GOAL OF THE EXERCISE: Give back exactly the lines from the start of the listing to the line containing "ReactNode; viewBox?: string", inclusive, and nothing beyond them.

SOURCE DATA:
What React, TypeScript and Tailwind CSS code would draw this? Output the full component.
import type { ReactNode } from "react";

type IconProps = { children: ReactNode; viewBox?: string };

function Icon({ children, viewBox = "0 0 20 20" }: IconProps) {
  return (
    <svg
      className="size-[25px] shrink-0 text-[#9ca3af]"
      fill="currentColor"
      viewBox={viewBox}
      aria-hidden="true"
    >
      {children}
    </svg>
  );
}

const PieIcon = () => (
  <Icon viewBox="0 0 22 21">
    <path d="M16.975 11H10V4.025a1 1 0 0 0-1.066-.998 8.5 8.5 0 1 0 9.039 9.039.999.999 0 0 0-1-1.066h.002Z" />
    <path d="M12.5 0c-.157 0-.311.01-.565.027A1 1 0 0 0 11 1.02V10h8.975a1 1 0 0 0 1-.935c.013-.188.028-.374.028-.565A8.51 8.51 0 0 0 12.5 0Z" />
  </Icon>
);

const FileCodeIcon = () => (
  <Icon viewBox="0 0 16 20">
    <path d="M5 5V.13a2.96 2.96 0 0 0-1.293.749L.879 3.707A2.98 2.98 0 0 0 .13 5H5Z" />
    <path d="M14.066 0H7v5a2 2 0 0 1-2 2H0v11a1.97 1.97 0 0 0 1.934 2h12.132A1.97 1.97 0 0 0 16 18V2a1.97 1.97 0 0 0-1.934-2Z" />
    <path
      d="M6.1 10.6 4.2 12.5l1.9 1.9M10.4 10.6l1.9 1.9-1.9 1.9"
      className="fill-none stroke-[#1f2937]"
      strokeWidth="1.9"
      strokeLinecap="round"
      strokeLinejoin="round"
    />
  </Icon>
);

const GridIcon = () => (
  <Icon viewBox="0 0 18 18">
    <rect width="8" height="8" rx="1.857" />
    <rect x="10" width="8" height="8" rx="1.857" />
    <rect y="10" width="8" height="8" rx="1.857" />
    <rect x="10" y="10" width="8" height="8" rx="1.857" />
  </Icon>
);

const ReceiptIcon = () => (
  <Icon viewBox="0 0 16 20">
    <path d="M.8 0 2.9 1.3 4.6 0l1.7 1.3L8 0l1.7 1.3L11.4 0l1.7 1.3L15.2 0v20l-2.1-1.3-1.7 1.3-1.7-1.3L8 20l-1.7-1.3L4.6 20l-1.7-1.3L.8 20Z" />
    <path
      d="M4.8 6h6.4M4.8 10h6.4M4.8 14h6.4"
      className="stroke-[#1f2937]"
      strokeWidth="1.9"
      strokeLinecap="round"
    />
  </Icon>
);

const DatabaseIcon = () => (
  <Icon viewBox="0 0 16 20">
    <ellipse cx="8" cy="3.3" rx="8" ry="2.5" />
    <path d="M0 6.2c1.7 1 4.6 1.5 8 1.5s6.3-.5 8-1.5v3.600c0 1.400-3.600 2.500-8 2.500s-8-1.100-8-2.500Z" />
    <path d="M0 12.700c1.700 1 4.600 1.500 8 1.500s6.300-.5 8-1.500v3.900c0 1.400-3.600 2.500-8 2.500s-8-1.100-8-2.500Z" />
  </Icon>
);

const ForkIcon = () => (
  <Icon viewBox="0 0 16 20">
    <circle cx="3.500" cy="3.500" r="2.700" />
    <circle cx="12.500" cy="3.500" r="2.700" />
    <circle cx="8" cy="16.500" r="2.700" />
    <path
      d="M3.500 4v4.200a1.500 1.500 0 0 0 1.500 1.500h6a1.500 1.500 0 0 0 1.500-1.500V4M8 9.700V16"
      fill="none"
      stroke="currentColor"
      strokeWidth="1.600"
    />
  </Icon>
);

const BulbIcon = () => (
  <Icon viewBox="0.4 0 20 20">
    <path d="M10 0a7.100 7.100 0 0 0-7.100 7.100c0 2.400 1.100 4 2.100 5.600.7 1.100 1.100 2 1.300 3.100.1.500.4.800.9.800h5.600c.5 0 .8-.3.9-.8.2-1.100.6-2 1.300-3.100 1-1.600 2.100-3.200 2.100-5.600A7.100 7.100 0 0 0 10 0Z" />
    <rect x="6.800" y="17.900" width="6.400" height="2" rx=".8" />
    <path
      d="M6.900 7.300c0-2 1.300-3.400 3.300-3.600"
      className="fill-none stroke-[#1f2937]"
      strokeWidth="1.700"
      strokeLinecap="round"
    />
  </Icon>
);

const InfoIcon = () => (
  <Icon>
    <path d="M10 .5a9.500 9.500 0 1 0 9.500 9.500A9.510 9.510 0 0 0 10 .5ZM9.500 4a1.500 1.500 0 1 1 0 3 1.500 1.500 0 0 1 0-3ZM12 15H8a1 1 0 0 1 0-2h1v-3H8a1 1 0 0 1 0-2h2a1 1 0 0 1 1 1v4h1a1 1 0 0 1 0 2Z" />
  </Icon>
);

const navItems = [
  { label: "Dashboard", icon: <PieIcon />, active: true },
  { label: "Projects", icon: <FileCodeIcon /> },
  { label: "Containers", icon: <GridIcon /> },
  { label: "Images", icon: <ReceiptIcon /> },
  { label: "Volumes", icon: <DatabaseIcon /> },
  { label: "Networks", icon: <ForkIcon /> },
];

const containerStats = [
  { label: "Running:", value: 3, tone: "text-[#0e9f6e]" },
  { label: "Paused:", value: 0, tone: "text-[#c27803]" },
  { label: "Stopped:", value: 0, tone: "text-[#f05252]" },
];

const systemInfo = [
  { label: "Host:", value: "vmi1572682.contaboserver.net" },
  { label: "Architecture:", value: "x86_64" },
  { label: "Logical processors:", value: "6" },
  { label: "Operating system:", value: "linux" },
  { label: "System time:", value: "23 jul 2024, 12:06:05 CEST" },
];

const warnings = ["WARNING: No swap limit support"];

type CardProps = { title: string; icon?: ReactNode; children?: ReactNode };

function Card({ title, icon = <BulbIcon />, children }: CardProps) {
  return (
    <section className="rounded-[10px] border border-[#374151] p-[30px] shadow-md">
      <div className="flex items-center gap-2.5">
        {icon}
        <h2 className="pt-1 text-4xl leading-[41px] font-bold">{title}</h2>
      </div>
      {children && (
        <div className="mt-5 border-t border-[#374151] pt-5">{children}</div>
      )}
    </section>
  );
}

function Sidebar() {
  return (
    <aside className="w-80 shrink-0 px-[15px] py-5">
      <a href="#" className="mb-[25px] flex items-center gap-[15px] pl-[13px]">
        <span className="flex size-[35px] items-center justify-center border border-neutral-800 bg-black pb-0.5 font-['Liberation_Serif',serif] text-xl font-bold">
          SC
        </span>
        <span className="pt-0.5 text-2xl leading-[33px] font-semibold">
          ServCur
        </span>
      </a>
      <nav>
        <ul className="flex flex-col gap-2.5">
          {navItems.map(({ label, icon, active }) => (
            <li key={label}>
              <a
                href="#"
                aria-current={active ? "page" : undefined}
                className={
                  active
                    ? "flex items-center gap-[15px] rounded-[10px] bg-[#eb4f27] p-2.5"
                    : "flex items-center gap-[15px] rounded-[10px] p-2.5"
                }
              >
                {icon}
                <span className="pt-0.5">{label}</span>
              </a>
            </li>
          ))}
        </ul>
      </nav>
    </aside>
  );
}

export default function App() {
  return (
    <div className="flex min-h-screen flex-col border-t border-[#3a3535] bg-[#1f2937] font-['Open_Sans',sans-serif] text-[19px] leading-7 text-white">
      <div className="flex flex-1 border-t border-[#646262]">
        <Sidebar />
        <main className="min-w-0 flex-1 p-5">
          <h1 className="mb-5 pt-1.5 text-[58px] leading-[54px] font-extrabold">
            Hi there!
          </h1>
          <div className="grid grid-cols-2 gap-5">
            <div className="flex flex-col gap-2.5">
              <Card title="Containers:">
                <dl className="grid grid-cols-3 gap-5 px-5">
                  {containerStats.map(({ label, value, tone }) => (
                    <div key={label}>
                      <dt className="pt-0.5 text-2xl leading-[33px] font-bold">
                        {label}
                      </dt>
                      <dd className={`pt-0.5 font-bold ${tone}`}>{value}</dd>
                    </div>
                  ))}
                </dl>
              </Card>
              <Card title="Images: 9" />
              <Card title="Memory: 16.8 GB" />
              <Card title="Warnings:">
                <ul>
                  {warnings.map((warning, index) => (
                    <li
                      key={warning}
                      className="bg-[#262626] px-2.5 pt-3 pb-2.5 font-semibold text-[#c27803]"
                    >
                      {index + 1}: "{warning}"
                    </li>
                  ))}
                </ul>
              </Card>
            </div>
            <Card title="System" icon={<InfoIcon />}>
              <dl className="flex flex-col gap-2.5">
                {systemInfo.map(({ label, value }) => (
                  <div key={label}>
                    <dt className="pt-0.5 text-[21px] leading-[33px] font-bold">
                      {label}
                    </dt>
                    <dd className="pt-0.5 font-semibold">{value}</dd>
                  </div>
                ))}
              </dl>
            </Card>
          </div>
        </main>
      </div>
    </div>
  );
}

PROBLEM SOLUTION:
What React, TypeScript and Tailwind CSS code would draw this? Output the full component.
import type { ReactNode } from "react";

type IconProps = { children: ReactNode; viewBox?: string };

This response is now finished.